KOMPAS.com - Mayoritas perusahaan kehutanan tropis terkemuka tidak mengungkapkan dari mana asal bahan baku mereka.
Ini berarti menurut laporan Zoological Society of London (ZSL) perusahaan-perusahaan tersebut terancam gagal mematuhi Peraturan Produk Bebas Deforestasi Uni Eropa (EUDR) yang akan segera berlaku.
Laporan penilaian Sustainable Palm Oil Transparency Toolkit (SPOTT) terbaru dari ZSL menemukan bahwa hanya 18 persen dari 100 perusahaan kehutanan tropis terbesar di dunia yang mengungkapkan negara asal bahan baku mereka.
Selain itu, seperti dilansir dari Edie, Jumat (5/9/2025), hanya 4 persen yang menyatakan persentase pasokan mereka yang dapat dilacak hingga ke tingkat unit pengelolaan hutan (FMU).
Penilaian ini juga menemukan bahwa tidak ada satu pun perusahaan yang diteliti mempublikasikan peta berkoordinat geografis untuk unit pengelolaan hutan (FMU) milik pihak ketiga.

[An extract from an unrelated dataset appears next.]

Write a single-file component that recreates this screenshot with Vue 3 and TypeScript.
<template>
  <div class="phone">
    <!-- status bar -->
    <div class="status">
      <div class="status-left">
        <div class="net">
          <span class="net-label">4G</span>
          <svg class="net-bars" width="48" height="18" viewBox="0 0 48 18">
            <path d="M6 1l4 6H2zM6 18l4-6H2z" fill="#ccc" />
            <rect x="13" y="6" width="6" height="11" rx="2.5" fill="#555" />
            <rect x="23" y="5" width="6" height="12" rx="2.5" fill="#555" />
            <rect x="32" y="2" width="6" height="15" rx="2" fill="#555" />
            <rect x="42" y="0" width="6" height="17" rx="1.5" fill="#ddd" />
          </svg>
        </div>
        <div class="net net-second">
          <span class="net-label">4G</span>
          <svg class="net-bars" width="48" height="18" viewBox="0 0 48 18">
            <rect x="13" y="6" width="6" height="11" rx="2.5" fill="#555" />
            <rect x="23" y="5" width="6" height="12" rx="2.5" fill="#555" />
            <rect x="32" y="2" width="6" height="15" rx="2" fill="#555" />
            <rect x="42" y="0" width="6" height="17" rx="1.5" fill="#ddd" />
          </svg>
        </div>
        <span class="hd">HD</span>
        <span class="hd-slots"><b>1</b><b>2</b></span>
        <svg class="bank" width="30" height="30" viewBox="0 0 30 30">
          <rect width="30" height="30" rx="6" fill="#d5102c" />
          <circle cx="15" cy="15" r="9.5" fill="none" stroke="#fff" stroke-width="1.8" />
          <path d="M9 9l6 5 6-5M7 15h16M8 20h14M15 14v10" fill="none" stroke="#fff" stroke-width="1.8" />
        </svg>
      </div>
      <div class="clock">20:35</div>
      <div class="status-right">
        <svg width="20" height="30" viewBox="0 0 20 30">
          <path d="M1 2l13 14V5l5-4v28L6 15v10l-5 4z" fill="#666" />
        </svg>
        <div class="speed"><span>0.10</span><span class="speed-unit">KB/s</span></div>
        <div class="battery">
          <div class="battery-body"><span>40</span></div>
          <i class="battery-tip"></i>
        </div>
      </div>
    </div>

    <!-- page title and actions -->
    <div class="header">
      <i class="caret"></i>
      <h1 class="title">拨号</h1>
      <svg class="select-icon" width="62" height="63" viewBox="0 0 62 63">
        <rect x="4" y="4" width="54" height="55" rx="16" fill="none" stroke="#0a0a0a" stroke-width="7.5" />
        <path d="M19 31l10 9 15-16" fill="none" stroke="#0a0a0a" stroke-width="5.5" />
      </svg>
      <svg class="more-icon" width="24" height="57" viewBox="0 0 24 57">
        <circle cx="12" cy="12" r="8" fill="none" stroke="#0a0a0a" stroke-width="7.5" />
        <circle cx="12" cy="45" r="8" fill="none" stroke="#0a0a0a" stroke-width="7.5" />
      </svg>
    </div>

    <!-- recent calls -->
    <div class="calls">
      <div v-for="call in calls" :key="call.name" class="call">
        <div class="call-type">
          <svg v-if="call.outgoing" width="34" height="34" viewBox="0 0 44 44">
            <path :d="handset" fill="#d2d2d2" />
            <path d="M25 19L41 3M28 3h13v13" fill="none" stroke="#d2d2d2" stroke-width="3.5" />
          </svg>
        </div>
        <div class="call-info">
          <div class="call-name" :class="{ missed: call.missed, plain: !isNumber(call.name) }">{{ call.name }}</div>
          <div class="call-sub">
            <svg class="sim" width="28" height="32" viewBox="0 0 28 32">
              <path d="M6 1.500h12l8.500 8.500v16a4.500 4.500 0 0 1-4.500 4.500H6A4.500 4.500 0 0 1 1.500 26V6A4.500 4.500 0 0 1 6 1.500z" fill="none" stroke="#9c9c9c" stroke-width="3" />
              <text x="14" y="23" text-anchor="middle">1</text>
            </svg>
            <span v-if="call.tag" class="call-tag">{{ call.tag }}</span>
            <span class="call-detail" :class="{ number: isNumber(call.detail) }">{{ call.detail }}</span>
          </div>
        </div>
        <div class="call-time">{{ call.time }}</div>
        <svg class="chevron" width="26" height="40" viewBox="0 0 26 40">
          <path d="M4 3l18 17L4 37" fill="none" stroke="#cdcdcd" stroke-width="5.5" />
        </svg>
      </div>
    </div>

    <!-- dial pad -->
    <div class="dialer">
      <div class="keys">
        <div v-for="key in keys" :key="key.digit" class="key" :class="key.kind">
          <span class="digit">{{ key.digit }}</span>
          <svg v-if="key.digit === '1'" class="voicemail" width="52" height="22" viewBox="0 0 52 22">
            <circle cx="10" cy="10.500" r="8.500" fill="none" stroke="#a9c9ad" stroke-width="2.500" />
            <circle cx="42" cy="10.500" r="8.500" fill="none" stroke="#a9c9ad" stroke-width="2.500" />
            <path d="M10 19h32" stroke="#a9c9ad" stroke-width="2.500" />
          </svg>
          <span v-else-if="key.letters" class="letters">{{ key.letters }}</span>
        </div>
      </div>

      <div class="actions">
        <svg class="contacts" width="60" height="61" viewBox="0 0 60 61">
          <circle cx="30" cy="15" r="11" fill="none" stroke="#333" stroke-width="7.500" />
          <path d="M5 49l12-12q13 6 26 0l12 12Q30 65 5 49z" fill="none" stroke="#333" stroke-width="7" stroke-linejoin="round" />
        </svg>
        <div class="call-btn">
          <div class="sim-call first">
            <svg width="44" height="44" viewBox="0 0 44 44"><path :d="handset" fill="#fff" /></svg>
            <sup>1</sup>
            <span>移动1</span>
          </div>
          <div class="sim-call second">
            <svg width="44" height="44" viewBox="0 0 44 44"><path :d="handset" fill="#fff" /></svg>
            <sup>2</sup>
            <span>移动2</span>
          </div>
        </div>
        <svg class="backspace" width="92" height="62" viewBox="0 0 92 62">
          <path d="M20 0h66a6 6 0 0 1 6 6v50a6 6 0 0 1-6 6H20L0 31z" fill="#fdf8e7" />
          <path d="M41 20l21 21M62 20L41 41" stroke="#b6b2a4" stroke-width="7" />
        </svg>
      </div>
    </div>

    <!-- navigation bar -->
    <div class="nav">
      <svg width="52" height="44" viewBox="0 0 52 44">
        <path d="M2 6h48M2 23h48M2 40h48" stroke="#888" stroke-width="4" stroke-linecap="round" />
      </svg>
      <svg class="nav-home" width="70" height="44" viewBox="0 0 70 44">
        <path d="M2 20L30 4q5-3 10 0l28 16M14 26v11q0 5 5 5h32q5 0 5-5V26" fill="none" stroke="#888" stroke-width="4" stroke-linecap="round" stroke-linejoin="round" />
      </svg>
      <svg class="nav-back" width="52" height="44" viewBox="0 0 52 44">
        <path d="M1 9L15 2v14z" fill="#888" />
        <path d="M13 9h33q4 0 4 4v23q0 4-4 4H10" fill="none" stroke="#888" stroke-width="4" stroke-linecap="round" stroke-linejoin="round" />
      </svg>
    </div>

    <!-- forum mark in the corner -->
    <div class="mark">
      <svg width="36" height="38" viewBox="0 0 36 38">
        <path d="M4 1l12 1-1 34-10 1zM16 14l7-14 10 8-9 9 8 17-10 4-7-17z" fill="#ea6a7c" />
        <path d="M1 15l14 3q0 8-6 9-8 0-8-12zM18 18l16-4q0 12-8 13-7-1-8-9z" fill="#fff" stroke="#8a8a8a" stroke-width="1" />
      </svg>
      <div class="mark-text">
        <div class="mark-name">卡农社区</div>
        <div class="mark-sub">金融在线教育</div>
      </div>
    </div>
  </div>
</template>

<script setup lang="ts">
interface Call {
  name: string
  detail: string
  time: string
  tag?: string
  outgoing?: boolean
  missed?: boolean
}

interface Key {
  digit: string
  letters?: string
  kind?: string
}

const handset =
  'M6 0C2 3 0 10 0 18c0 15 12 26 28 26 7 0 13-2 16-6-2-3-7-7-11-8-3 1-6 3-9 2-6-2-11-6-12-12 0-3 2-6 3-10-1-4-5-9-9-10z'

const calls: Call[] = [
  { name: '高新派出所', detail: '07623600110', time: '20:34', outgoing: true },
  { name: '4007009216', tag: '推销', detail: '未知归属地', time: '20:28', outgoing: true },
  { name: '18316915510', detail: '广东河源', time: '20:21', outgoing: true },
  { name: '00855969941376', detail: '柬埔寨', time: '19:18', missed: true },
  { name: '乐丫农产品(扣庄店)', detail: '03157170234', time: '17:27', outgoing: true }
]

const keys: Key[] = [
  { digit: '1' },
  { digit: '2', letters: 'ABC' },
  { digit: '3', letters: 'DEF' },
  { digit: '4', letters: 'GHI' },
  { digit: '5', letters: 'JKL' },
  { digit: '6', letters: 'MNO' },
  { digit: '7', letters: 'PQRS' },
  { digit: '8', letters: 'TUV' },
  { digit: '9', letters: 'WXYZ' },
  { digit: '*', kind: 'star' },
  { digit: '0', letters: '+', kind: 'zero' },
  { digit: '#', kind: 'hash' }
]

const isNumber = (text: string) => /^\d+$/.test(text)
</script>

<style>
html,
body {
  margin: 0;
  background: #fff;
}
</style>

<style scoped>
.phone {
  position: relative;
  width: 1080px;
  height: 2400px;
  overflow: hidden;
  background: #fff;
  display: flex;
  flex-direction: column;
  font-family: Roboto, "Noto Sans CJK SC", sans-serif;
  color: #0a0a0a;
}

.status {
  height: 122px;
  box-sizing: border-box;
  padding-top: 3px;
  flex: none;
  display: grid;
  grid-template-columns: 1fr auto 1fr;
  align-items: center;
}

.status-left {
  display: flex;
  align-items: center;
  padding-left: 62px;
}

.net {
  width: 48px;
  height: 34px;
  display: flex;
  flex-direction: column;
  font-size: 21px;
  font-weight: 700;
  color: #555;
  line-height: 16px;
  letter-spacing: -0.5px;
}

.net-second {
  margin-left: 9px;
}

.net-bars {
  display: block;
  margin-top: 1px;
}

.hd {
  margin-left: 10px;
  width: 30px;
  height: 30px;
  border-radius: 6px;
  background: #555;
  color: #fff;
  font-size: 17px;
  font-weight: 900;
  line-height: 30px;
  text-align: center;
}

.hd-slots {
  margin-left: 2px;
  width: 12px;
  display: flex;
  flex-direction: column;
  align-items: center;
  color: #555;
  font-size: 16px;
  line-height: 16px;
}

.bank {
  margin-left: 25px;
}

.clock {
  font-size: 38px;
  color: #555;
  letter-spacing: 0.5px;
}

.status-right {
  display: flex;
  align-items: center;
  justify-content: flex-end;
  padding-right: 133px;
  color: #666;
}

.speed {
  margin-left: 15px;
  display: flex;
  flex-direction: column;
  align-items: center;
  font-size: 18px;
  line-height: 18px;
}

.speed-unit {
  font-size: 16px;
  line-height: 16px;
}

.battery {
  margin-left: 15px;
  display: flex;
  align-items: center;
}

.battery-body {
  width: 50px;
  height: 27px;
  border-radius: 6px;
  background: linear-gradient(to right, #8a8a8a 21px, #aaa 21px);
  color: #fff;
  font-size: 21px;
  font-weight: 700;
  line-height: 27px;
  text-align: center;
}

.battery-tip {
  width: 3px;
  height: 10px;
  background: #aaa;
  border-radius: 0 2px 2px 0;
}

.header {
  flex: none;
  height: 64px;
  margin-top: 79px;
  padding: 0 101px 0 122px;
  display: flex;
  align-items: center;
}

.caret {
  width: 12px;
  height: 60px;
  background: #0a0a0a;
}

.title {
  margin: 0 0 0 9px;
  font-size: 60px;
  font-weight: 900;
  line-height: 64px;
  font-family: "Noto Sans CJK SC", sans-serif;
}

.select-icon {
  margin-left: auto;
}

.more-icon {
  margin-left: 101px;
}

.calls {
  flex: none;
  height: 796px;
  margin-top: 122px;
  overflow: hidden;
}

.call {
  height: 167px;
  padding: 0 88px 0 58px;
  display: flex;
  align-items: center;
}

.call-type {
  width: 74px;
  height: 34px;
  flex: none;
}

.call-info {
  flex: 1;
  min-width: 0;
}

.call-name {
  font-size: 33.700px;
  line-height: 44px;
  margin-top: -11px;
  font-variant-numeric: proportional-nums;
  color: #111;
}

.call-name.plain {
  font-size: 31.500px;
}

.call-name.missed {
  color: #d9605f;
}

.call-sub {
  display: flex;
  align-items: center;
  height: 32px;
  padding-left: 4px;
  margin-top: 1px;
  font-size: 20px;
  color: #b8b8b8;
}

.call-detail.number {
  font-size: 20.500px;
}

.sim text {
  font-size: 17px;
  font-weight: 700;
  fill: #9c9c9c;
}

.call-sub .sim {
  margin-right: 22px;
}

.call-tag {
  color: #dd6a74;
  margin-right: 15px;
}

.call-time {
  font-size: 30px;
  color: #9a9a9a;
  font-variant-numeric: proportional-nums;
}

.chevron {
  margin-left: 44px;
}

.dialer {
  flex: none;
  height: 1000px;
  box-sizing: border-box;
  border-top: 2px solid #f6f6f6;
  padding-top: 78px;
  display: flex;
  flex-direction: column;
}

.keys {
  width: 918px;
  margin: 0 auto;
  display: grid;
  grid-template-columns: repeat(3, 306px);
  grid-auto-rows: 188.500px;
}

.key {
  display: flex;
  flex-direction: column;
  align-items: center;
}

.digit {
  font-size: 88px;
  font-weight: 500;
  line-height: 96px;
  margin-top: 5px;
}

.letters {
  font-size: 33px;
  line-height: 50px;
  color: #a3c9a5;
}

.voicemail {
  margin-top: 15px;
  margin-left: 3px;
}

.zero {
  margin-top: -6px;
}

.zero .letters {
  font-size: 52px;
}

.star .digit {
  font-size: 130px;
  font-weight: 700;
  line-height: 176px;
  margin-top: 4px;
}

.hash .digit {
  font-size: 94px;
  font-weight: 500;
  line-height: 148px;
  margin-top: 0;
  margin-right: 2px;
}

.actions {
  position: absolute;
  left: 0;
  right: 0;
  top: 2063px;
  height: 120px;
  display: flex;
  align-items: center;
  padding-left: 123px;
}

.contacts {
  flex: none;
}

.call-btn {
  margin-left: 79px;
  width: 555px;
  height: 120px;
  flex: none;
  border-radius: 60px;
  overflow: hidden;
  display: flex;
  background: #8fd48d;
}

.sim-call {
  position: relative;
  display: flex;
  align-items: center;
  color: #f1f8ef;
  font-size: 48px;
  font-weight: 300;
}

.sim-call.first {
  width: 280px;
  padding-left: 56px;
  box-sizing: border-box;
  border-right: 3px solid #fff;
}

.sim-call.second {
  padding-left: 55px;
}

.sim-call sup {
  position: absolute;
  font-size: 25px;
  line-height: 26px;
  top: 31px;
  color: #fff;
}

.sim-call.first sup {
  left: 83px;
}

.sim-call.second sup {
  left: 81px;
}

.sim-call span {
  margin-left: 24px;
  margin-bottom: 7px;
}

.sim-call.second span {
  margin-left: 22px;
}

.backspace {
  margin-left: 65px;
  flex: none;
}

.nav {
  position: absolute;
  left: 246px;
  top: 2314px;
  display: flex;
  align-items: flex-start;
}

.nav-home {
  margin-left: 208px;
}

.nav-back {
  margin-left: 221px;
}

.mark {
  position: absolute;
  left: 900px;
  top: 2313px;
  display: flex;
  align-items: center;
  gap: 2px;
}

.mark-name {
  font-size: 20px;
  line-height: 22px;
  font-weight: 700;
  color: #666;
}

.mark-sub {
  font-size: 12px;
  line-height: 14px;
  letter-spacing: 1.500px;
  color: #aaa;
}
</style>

Baca juga: Deforestasi Amazon Kurangi Curah Hujan dan Picu Kenaikan Suhu
Hanya 3 persen perusahaan yang melaporkan seberapa besar pasokan mereka telah diverifikasi sebagai produk bebas deforestasi.
Tanpa kejelasan mengenai sumber dan pasokan, perusahaan tidak bisa membuktikan kepada pemangku kepentingan bahwa pengadaan mereka bertanggung jawab.
Mengingat industri kayu dan bubur kertas bernilai 480 miliar dolar AS per tahun, ZSL menyatakan bahwa kegagalan kecil dalam melacak asal-usul produk bisa membahayakan nilai pasar hingga miliaran dolar.
Laporan ini pun menunjukkan kurangnya kepatuhan terhadap EUDR yang perlu diwaspadai.
Peraturan tersebut menetapkan bahwa produk-produk dari daging sapi, kakao, kopi, minyak sawit, karet alam, kedelai, atau kayu yang dijual di pasar Uni Eropa harus diproduksi secara legal dan "bebas deforestasi".
Definisi "bebas deforestasi" adalah produk yang ditanam di lahan yang tidak mengalami deforestasi setelah tahun 2020.
EUDR menempatkan kewajiban kepatuhan pada bisnis importir dan bisnis hulu, termasuk produsen.
Perusahaan-perusahaan besar harus menunjukkan bahwa rantai pasokan mereka di luar negeri dapat dilacak dan bebas dari semua deforestasi ilegal. Organisasi-organisasi kecil pada akhirnya juga akan dicakup oleh peraturan ini.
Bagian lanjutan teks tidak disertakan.